The company has developed a "multi-silicon inference cloud," which it claims is the first and only of its kind. This software allows for the simultaneous execution of AI workloads across different types of hardware, including traditional CPUs, AI-optimized GPUs, and high-memory systems. "We essentially run on any available hardware," Asgar told TechCrunch, emphasizing the flexibility and efficiency of their solution.
Tim Tully, lead investor at Menlo, explained in a blog post that each step of AI inference requires specific hardware: inference is tied to computation, decoding to memory, and tool calls to networking. No processor can yet do it all, but with the emergence of new hardware and the repurposing of aging GPUs, the multi-silicon fleet is ready to be harnessed. Gimlet Labs provides the necessary software layer to orchestrate these processes smoothly.
According to McKinsey, if current trends continue, data center spending could reach nearly $7 trillion by 2030. Asgar pointed out that current applications only utilize 15 to 30% of the already deployed hardware, representing a potential waste of hundreds of billions of dollars. "Our goal was essentially to figure out how to make AI workloads 10 times more efficient than they are today," he stated.
The co-founders of Gimlet Labs, Michelle Nguyen, Omid Azizi, and Natalie Serrino, developed orchestration software that slices AI workloads to distribute them efficiently across various hardware. Gimlet Labs claims that its technology can reliably accelerate AI inference by 3 to 10 times for the same cost and power, thereby optimizing hardware resource utilization.

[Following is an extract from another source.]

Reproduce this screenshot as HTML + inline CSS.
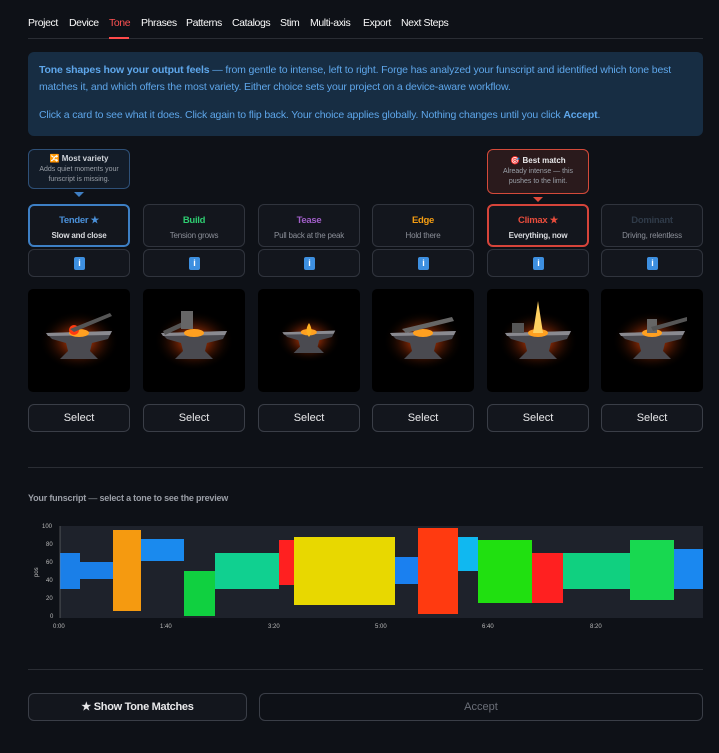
<!DOCTYPE html>
<html><head><meta charset="utf-8"><style>
*{margin:0;padding:0;box-sizing:border-box}
body{width:719px;height:753px;background:#0e1117;font-family:"Liberation Sans",sans-serif;color:#fafafa;position:relative;overflow:hidden}
.a{position:absolute}
.tabs span{position:absolute;top:17px;font-size:10.5px;letter-spacing:-.4px}
.card{position:absolute;top:204px;width:102px;height:43px;border:1px solid #30343d;border-radius:6px;background:#13161d;text-align:center}
.card b{display:block;font-size:9.5px;margin-top:10px;letter-spacing:-.3px}
.card i{display:block;font-style:normal;font-size:8px;color:#8b8f98;margin-top:5px;letter-spacing:-.2px}
.info{position:absolute;top:249px;width:102px;height:28px;border:1px solid #30343d;border-radius:6px;background:#13161d}
.info:after{content:"i";position:absolute;left:45px;top:7px;width:11px;height:13px;background:#3d8fe0;color:#fff;font-size:9px;font-weight:bold;text-align:center;line-height:13px;border-radius:2px}
.img{position:absolute;top:289px;width:102px;height:103px;background:#000;border-radius:5px;overflow:hidden}
.sel{position:absolute;top:404px;width:102px;height:28px;border:1px solid #3a3e47;border-radius:6px;background:#13161d;text-align:center;font-size:11px;line-height:27px;color:#e8e8ea}
.tip{position:absolute;width:102px;border-radius:6px;text-align:center;font-size:7px;color:#9aa0a8;line-height:10px}
</style></head><body>
<div class="tabs">
<span style="left:28px">Project</span><span style="left:69px">Device</span><span style="left:109px;color:#ff5252">Tone</span><span style="left:141px">Phrases</span><span style="left:186px">Patterns</span><span style="left:232px">Catalogs</span><span style="left:280px">Stim</span><span style="left:310px">Multi-axis</span><span style="left:363px">Export</span><span style="left:401px">Next Steps</span>
</div>
<div class="a" style="left:28px;top:38px;width:675px;height:1px;background:#2a2d34"></div>
<div class="a" style="left:109px;top:37px;width:20px;height:2px;background:#ff4b4b"></div>
<div class="a" style="left:28px;top:52px;width:675px;height:84px;background:#172d43;border-radius:6px;color:#5ea6ea;font-size:10.5px;line-height:17px;padding:10px 11px;letter-spacing:-.15px">
<b>Tone shapes how your output feels</b> — from gentle to intense, left to right. Forge has analyzed your funscript and identified which tone best matches it, and which offers the most variety. Either choice sets your project on a device-aware workflow.<div style="height:11px"></div>Click a card to see what it does. Click again to flip back. Your choice applies globally. Nothing changes until you click <b>Accept</b>.</div>

<div class="tip" style="left:28px;top:149px;height:40px;border:1px solid #2e5077;background:#131c28;padding-top:4px"><b style="color:#d0d4da;font-size:8px">🔀 Most variety</b><br>Adds quiet moments your<br>funscript is missing.</div>
<div class="a" style="left:74px;top:192px;border-left:5px solid transparent;border-right:5px solid transparent;border-top:5px solid #3f7fc4"></div>
<div class="tip" style="left:487px;top:149px;height:45px;border:1px solid #d44a3a;background:#2a1a1c;padding-top:6px"><b style="color:#e8e8ea;font-size:8px">🎯 Best match</b><br>Already intense — this<br>pushes to the limit.</div>
<div class="a" style="left:533px;top:197px;border-left:5px solid transparent;border-right:5px solid transparent;border-top:5px solid #e04a3a"></div>

<div class="card" style="left:28px;border:2px solid #3d7fc4"><b style="color:#4a90d9;margin-top:9px">Tender ★</b><i style="color:#d8dade;font-weight:bold">Slow and close</i></div>
<div class="card" style="left:143px"><b style="color:#2ecc71">Build</b><i>Tension grows</i></div>
<div class="card" style="left:258px"><b style="color:#a05ec8">Tease</b><i>Pull back at the peak</i></div>
<div class="card" style="left:372px"><b style="color:#f39c12">Edge</b><i>Hold there</i></div>
<div class="card" style="left:487px;border:2px solid #d6443a"><b style="color:#e74c3c;margin-top:9px">Climax ★</b><i style="color:#d8dade;font-weight:bold">Everything, now</i></div>
<div class="card" style="left:601px"><b style="color:#2f3a48">Dominant</b><i>Driving, relentless</i></div>

<div class="info" style="left:28px"></div><div class="info" style="left:143px"></div><div class="info" style="left:258px"></div><div class="info" style="left:372px"></div><div class="info" style="left:487px"></div><div class="info" style="left:601px"></div>

<svg width="0" height="0" style="position:absolute"><defs>
<radialGradient id="g"><stop offset="0" stop-color="#ffb030" stop-opacity=".9"/><stop offset=".35" stop-color="#d0400a" stop-opacity=".55"/><stop offset="1" stop-color="#000" stop-opacity="0"/></radialGradient>
<g id="anv"><ellipse cx="51" cy="52" rx="40" ry="30" fill="url(#g)"/><path d="M18 44 L84 42 L80 50 L64 54 L62 62 L70 70 L32 70 L40 62 L38 54 L24 50 Z" fill="#4a4a50"/><path d="M18 44 L84 42 L82 46 L20 47 Z" fill="#8a8a90"/><ellipse cx="51" cy="44" rx="10" ry="4" fill="#ffa020"/></g></defs></svg>
<div class="img" style="left:28px"><svg width="102" height="103"><use href="#anv"/><circle cx="46" cy="41" r="5" fill="#ff3a10"/><path d="M42 40 L82 24 L84 27 L46 43Z" fill="#555"/></svg></div>
<div class="img" style="left:143px"><svg width="102" height="103"><use href="#anv"/><path d="M20 42 L46 30 L48 34 L22 46Z" fill="#555"/><rect x="38" y="22" width="12" height="18" fill="#666"/></svg></div>
<div class="img" style="left:258px"><svg width="102" height="103"><use href="#anv" transform="translate(10 8) scale(.8)"/><path d="M51 34 Q46 42 51 48 Q56 42 51 34Z" fill="#ffb020"/></svg></div>
<div class="img" style="left:372px"><svg width="102" height="103"><use href="#anv"/><path d="M30 40 L80 28 L82 32 L34 44Z" fill="#666"/></svg></div>
<div class="img" style="left:487px"><svg width="102" height="103"><use href="#anv"/><path d="M51 12 L56 44 L46 44Z" fill="#ffd060"/><rect x="25" y="34" width="12" height="10" fill="#555"/></svg></div>
<div class="img" style="left:601px"><svg width="102" height="103"><use href="#anv"/><rect x="46" y="30" width="10" height="14" fill="#666"/><path d="M50 38 L86 28 L86 32 L52 42Z" fill="#555"/></svg></div>

<div class="sel" style="left:28px">Select</div><div class="sel" style="left:143px">Select</div><div class="sel" style="left:258px">Select</div><div class="sel" style="left:372px">Select</div><div class="sel" style="left:487px">Select</div><div class="sel" style="left:601px">Select</div>

<div class="a" style="left:28px;top:467px;width:675px;height:1px;background:#2a2d34"></div>
<div class="a" style="left:28px;top:493px;font-size:9px;color:#9a9ea6;font-weight:bold;letter-spacing:-.2px">Your funscript <span style="font-weight:normal">—</span> select a tone to see the preview</div>

<svg class="a" style="left:0;top:515px" width="719" height="120" font-family="Liberation Sans" font-size="6" fill="#bbb">
<rect x="60" y="11" width="643" height="92" fill="#1e222b"/>
<g transform="translate(0,101)">
<rect x="60" y="-63" width="20" height="36" fill="#1a7fe8"/><rect x="80" y="-54" width="33" height="17" fill="#1a7fe8"/>
<rect x="113" y="-86" width="28" height="81" fill="#f59a10"/>
<rect x="141" y="-77" width="43" height="22" fill="#1a8aee"/>
<rect x="184" y="-45" width="31" height="45" fill="#10d040"/>
<rect x="215" y="-63" width="64" height="36" fill="#10d090"/>
<rect x="279" y="-76" width="15" height="45" fill="#ff2020"/>
<rect x="294" y="-79" width="101" height="68" fill="#e8d800"/>
<rect x="395" y="-59" width="23" height="27" fill="#1a80f0"/>
<rect x="418" y="-88" width="40" height="86" fill="#ff3a10"/>
<rect x="458" y="-79" width="20" height="34" fill="#10b8f0"/>
<rect x="478" y="-76" width="54" height="63" fill="#20e010"/>
<rect x="532" y="-63" width="31" height="50" fill="#ff2020"/>
<rect x="563" y="-63" width="67" height="36" fill="#10d080"/>
<rect x="630" y="-76" width="44" height="60" fill="#18d850"/>
<rect x="674" y="-67" width="29" height="40" fill="#1a88f0"/>
</g>
<line x1="60" y1="11" x2="60" y2="103" stroke="#888" stroke-width=".5"/>
<text x="42" y="13">100</text><text x="46" y="31">80</text><text x="46" y="49">60</text><text x="46" y="67">40</text><text x="46" y="85">20</text><text x="50" y="103">0</text>
<text x="38" y="62" transform="rotate(-90 38 62)">pos</text>
<text x="53" y="113">0:00</text><text x="160" y="113">1:40</text><text x="268" y="113">3:20</text><text x="375" y="113">5:00</text><text x="482" y="113">6:40</text><text x="590" y="113">8:20</text>
</svg>

<div class="a" style="left:28px;top:669px;width:675px;height:1px;background:#2a2d34"></div>
<div class="a" style="left:28px;top:693px;width:219px;height:28px;border:1px solid #3a3e47;border-radius:6px;background:#13161d;text-align:center;font-size:11px;line-height:27px;font-weight:bold;letter-spacing:-.3px;color:#e8e8ea">★ Show Tone Matches</div>
<div class="a" style="left:259px;top:693px;width:444px;height:28px;border:1px solid #3a3e47;border-radius:6px;text-align:center;font-size:11px;line-height:27px;color:#6b6f78">Accept</div>
</body></html>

The startup has already established strategic partnerships with chip manufacturers such as NVIDIA, AMD, Intel, ARM, Cerebras, and d-Matrix. Gimlet's product is available as software or via an API to its own Gimlet Cloud, primarily targeting large AI model labs and data centers.
Since its public launch in October, Gimlet Labs has generated eight-figure revenues, totaling at least $10 million, and has seen its customer base more than double in four months. While the names of its major clients remain confidential, the startup counts among them a significant model manufacturer and a very large cloud computing company.
The founders of Gimlet Labs previously worked together at Pixie, a startup that created an open-source observability tool for Kubernetes and was acquired by New Relic in 2020. With total funding of $92 million, Gimlet Labs also benefits from the support of angel investors such as Bill Coughran from Sequoia, Stanford professor Nick McKeown, former VMware CEO Raghu Raghuram, and Intel CEO Lip-Bu Tan. The company currently employs 30 people.
Other investors include Factory, which led the seed funding, as well as Eclipse Ventures, Prosperity7, and Triatomic. After a chance meeting between Asgar and Tully about a year ago, angel investments poured in, and the funding round was quickly oversubscribed.